- [Exercise]: Go through the listing and set it down exactly, leaving out its pictures.
** Begin Collected material **
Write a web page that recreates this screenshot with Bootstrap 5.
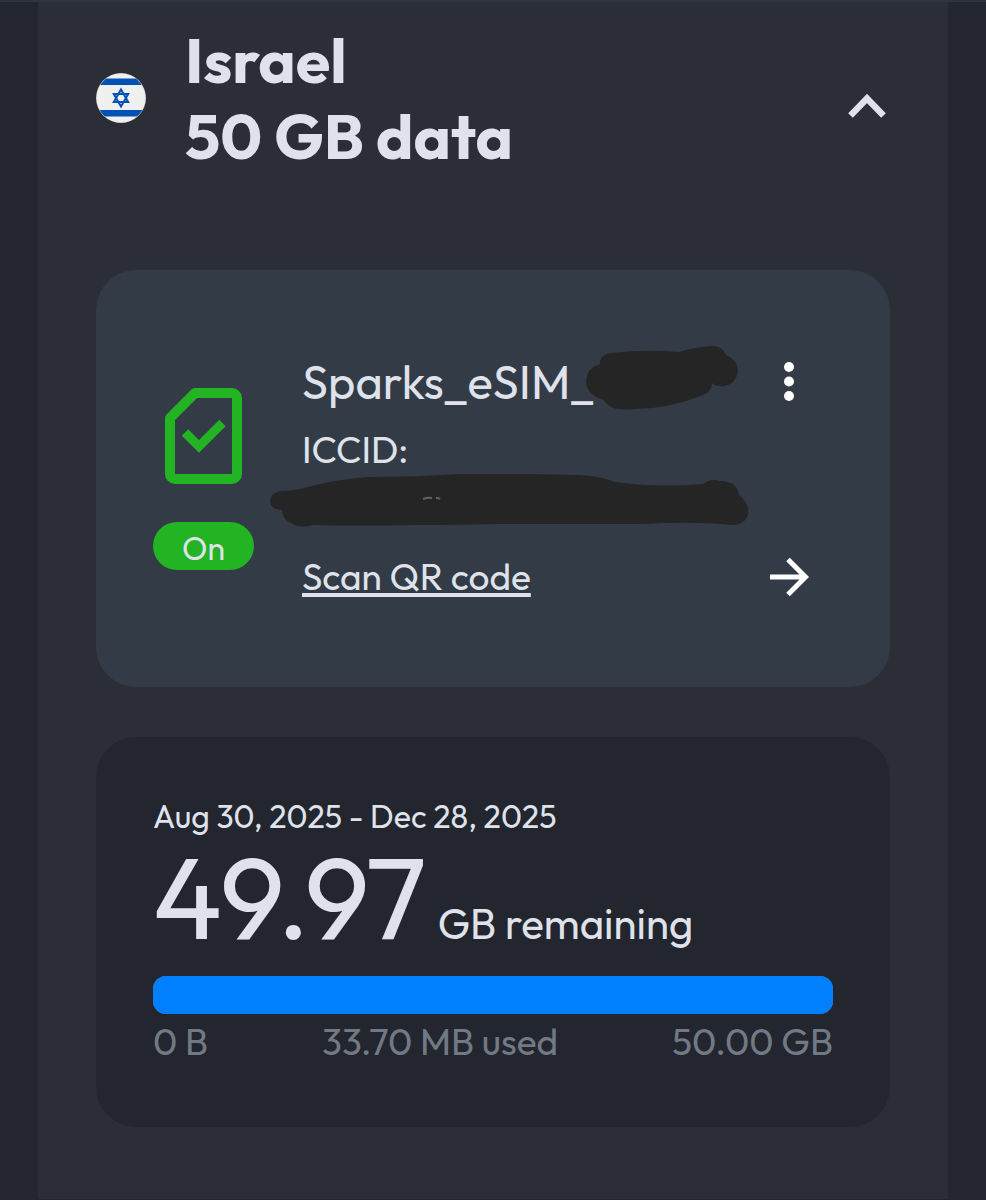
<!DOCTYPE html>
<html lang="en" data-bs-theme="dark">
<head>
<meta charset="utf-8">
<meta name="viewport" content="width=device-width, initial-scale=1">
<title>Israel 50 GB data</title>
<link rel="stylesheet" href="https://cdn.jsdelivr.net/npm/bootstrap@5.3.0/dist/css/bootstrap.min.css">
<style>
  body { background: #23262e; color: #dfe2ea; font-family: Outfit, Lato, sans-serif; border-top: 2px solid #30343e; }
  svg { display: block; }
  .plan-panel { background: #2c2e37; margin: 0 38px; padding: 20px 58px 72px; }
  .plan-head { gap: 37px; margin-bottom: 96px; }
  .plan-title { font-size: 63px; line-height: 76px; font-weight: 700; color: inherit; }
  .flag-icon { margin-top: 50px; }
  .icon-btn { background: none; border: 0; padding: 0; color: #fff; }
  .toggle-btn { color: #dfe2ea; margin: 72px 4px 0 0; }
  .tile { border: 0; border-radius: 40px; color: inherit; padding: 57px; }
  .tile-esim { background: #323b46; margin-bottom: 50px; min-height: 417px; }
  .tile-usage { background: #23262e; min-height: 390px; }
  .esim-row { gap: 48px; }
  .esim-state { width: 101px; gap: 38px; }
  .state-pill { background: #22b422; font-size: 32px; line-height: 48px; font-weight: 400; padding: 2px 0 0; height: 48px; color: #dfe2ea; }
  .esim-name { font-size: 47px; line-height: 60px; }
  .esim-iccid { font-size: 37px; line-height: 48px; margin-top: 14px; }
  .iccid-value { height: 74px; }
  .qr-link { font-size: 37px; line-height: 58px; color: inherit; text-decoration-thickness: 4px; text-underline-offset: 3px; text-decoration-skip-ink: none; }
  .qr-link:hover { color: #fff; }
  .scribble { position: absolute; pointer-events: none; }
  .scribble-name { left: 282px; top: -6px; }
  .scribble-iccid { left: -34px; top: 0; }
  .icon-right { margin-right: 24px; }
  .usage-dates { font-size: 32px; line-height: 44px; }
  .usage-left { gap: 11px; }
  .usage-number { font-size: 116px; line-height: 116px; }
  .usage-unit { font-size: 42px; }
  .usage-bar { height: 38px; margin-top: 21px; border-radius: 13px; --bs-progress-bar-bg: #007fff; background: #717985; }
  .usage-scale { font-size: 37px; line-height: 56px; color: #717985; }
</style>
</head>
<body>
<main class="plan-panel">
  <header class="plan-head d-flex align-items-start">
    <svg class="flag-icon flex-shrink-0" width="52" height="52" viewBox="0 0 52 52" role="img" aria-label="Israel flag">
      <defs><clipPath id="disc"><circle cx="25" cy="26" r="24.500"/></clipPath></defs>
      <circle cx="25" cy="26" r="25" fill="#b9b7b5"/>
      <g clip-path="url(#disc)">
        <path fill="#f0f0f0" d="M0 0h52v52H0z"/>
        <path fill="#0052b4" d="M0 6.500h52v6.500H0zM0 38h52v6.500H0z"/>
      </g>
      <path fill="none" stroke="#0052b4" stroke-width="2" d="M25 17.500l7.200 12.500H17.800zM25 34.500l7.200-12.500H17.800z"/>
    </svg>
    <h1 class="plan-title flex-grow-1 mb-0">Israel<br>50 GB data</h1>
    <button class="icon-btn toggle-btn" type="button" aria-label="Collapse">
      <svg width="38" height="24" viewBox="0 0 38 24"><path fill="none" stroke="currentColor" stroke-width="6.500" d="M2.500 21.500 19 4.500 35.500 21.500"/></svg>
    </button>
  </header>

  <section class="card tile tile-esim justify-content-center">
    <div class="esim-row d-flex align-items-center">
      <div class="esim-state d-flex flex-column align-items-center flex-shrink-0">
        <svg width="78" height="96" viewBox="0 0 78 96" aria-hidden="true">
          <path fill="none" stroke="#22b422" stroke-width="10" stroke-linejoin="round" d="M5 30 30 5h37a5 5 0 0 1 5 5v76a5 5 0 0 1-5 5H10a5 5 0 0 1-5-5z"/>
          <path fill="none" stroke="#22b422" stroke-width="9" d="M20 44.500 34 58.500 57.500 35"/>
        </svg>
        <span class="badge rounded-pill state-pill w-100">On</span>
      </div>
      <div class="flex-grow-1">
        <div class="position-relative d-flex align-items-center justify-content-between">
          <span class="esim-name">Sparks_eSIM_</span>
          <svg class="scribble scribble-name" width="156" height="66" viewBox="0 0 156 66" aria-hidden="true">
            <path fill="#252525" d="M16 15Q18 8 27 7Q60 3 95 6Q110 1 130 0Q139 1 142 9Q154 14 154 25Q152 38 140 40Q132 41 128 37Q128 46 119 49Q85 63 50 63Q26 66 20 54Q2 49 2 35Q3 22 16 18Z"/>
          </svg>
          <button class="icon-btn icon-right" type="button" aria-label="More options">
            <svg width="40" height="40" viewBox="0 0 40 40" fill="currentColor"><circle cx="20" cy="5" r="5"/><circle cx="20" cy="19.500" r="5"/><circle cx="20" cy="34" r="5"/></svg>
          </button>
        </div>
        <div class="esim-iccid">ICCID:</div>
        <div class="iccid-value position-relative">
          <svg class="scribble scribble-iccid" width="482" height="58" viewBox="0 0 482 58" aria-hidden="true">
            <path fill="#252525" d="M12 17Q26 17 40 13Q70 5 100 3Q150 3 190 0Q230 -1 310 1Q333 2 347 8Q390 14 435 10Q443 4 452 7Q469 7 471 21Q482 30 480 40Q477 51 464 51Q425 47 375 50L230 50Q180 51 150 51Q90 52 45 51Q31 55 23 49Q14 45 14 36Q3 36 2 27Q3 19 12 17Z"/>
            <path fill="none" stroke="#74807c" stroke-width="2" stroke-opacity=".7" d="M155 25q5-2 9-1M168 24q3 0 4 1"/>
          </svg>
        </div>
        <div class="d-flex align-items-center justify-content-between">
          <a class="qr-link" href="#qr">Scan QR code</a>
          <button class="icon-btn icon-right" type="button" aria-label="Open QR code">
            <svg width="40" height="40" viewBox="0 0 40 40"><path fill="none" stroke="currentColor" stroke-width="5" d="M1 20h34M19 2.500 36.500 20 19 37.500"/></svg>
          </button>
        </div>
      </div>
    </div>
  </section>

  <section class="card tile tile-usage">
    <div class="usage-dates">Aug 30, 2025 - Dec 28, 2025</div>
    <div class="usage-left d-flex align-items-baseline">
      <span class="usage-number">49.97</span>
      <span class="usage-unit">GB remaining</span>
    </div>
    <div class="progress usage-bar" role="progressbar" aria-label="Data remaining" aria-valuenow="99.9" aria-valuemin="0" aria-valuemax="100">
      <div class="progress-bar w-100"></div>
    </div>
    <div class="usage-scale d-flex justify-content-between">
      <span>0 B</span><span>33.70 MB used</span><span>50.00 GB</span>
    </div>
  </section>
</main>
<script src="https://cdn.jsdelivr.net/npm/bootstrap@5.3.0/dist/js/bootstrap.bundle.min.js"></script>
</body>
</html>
** End Collected material **
- [Solved exercise]:
Write a web page that recreates this screenshot with Bootstrap 5.
<!DOCTYPE html>
<html lang="en" data-bs-theme="dark">
<head>
<meta charset="utf-8">
<meta name="viewport" content="width=device-width, initial-scale=1">
<title>Israel 50 GB data</title>
<link rel="stylesheet" href="https://cdn.jsdelivr.net/npm/bootstrap@5.3.0/dist/css/bootstrap.min.css">
<style>
  body { background: #23262e; color: #dfe2ea; font-family: Outfit, Lato, sans-serif; border-top: 2px solid #30343e; }
  svg { display: block; }
  .plan-panel { background: #2c2e37; margin: 0 38px; padding: 20px 58px 72px; }
  .plan-head { gap: 37px; margin-bottom: 96px; }
  .plan-title { font-size: 63px; line-height: 76px; font-weight: 700; color: inherit; }
  .flag-icon { margin-top: 50px; }
  .icon-btn { background: none; border: 0; padding: 0; color: #fff; }
  .toggle-btn { color: #dfe2ea; margin: 72px 4px 0 0; }
  .tile { border: 0; border-radius: 40px; color: inherit; padding: 57px; }
  .tile-esim { background: #323b46; margin-bottom: 50px; min-height: 417px; }
  .tile-usage { background: #23262e; min-height: 390px; }
  .esim-row { gap: 48px; }
  .esim-state { width: 101px; gap: 38px; }
  .state-pill { background: #22b422; font-size: 32px; line-height: 48px; font-weight: 400; padding: 2px 0 0; height: 48px; color: #dfe2ea; }
  .esim-name { font-size: 47px; line-height: 60px; }
  .esim-iccid { font-size: 37px; line-height: 48px; margin-top: 14px; }
  .iccid-value { height: 74px; }
  .qr-link { font-size: 37px; line-height: 58px; color: inherit; text-decoration-thickness: 4px; text-underline-offset: 3px; text-decoration-skip-ink: none; }
  .qr-link:hover { color: #fff; }
  .scribble { position: absolute; pointer-events: none; }
  .scribble-name { left: 282px; top: -6px; }
  .scribble-iccid { left: -34px; top: 0; }
  .icon-right { margin-right: 24px; }
  .usage-dates { font-size: 32px; line-height: 44px; }
  .usage-left { gap: 11px; }
  .usage-number { font-size: 116px; line-height: 116px; }
  .usage-unit { font-size: 42px; }
  .usage-bar { height: 38px; margin-top: 21px; border-radius: 13px; --bs-progress-bar-bg: #007fff; background: #717985; }
  .usage-scale { font-size: 37px; line-height: 56px; color: #717985; }
</style>
</head>
<body>
<main class="plan-panel">
  <header class="plan-head d-flex align-items-start">
    <svg class="flag-icon flex-shrink-0" width="52" height="52" viewBox="0 0 52 52" role="img" aria-label="Israel flag">
      <defs><clipPath id="disc"><circle cx="25" cy="26" r="24.500"/></clipPath></defs>
      <circle cx="25" cy="26" r="25" fill="#b9b7b5"/>
      <g clip-path="url(#disc)">
        <path fill="#f0f0f0" d="M0 0h52v52H0z"/>
        <path fill="#0052b4" d="M0 6.500h52v6.500H0zM0 38h52v6.500H0z"/>
      </g>
      <path fill="none" stroke="#0052b4" stroke-width="2" d="M25 17.500l7.200 12.500H17.800zM25 34.500l7.200-12.500H17.800z"/>
    </svg>
    <h1 class="plan-title flex-grow-1 mb-0">Israel<br>50 GB data</h1>
    <button class="icon-btn toggle-btn" type="button" aria-label="Collapse">
      <svg width="38" height="24" viewBox="0 0 38 24"><path fill="none" stroke="currentColor" stroke-width="6.500" d="M2.500 21.500 19 4.500 35.500 21.500"/></svg>
    </button>
  </header>

  <section class="card tile tile-esim justify-content-center">
    <div class="esim-row d-flex align-items-center">
      <div class="esim-state d-flex flex-column align-items-center flex-shrink-0">
        <svg width="78" height="96" viewBox="0 0 78 96" aria-hidden="true">
          <path fill="none" stroke="#22b422" stroke-width="10" stroke-linejoin="round" d="M5 30 30 5h37a5 5 0 0 1 5 5v76a5 5 0 0 1-5 5H10a5 5 0 0 1-5-5z"/>
          <path fill="none" stroke="#22b422" stroke-width="9" d="M20 44.500 34 58.500 57.500 35"/>
        </svg>
        <span class="badge rounded-pill state-pill w-100">On</span>
      </div>
      <div class="flex-grow-1">
        <div class="position-relative d-flex align-items-center justify-content-between">
          <span class="esim-name">Sparks_eSIM_</span>
          <svg class="scribble scribble-name" width="156" height="66" viewBox="0 0 156 66" aria-hidden="true">
            <path fill="#252525" d="M16 15Q18 8 27 7Q60 3 95 6Q110 1 130 0Q139 1 142 9Q154 14 154 25Q152 38 140 40Q132 41 128 37Q128 46 119 49Q85 63 50 63Q26 66 20 54Q2 49 2 35Q3 22 16 18Z"/>
          </svg>
          <button class="icon-btn icon-right" type="button" aria-label="More options">
            <svg width="40" height="40" viewBox="0 0 40 40" fill="currentColor"><circle cx="20" cy="5" r="5"/><circle cx="20" cy="19.500" r="5"/><circle cx="20" cy="34" r="5"/></svg>
          </button>
        </div>
        <div class="esim-iccid">ICCID:</div>
        <div class="iccid-value position-relative">
          <svg class="scribble scribble-iccid" width="482" height="58" viewBox="0 0 482 58" aria-hidden="true">
            <path fill="#252525" d="M12 17Q26 17 40 13Q70 5 100 3Q150 3 190 0Q230 -1 310 1Q333 2 347 8Q390 14 435 10Q443 4 452 7Q469 7 471 21Q482 30 480 40Q477 51 464 51Q425 47 375 50L230 50Q180 51 150 51Q90 52 45 51Q31 55 23 49Q14 45 14 36Q3 36 2 27Q3 19 12 17Z"/>
            <path fill="none" stroke="#74807c" stroke-width="2" stroke-opacity=".7" d="M155 25q5-2 9-1M168 24q3 0 4 1"/>
          </svg>
        </div>
        <div class="d-flex align-items-center justify-content-between">
          <a class="qr-link" href="#qr">Scan QR code</a>
          <button class="icon-btn icon-right" type="button" aria-label="Open QR code">
            <svg width="40" height="40" viewBox="0 0 40 40"><path fill="none" stroke="currentColor" stroke-width="5" d="M1 20h34M19 2.500 36.500 20 19 37.500"/></svg>
          </button>
        </div>
      </div>
    </div>
  </section>

  <section class="card tile tile-usage">
    <div class="usage-dates">Aug 30, 2025 - Dec 28, 2025</div>
    <div class="usage-left d-flex align-items-baseline">
      <span class="usage-number">49.97</span>
      <span class="usage-unit">GB remaining</span>
    </div>
    <div class="progress usage-bar" role="progressbar" aria-label="Data remaining" aria-valuenow="99.9" aria-valuemin="0" aria-valuemax="100">
      <div class="progress-bar w-100"></div>
    </div>
    <div class="usage-scale d-flex justify-content-between">
      <span>0 B</span><span>33.70 MB used</span><span>50.00 GB</span>
    </div>
  </section>
</main>
<script src="https://cdn.jsdelivr.net/npm/bootstrap@5.3.0/dist/js/bootstrap.bundle.min.js"></script>
</body>
</html>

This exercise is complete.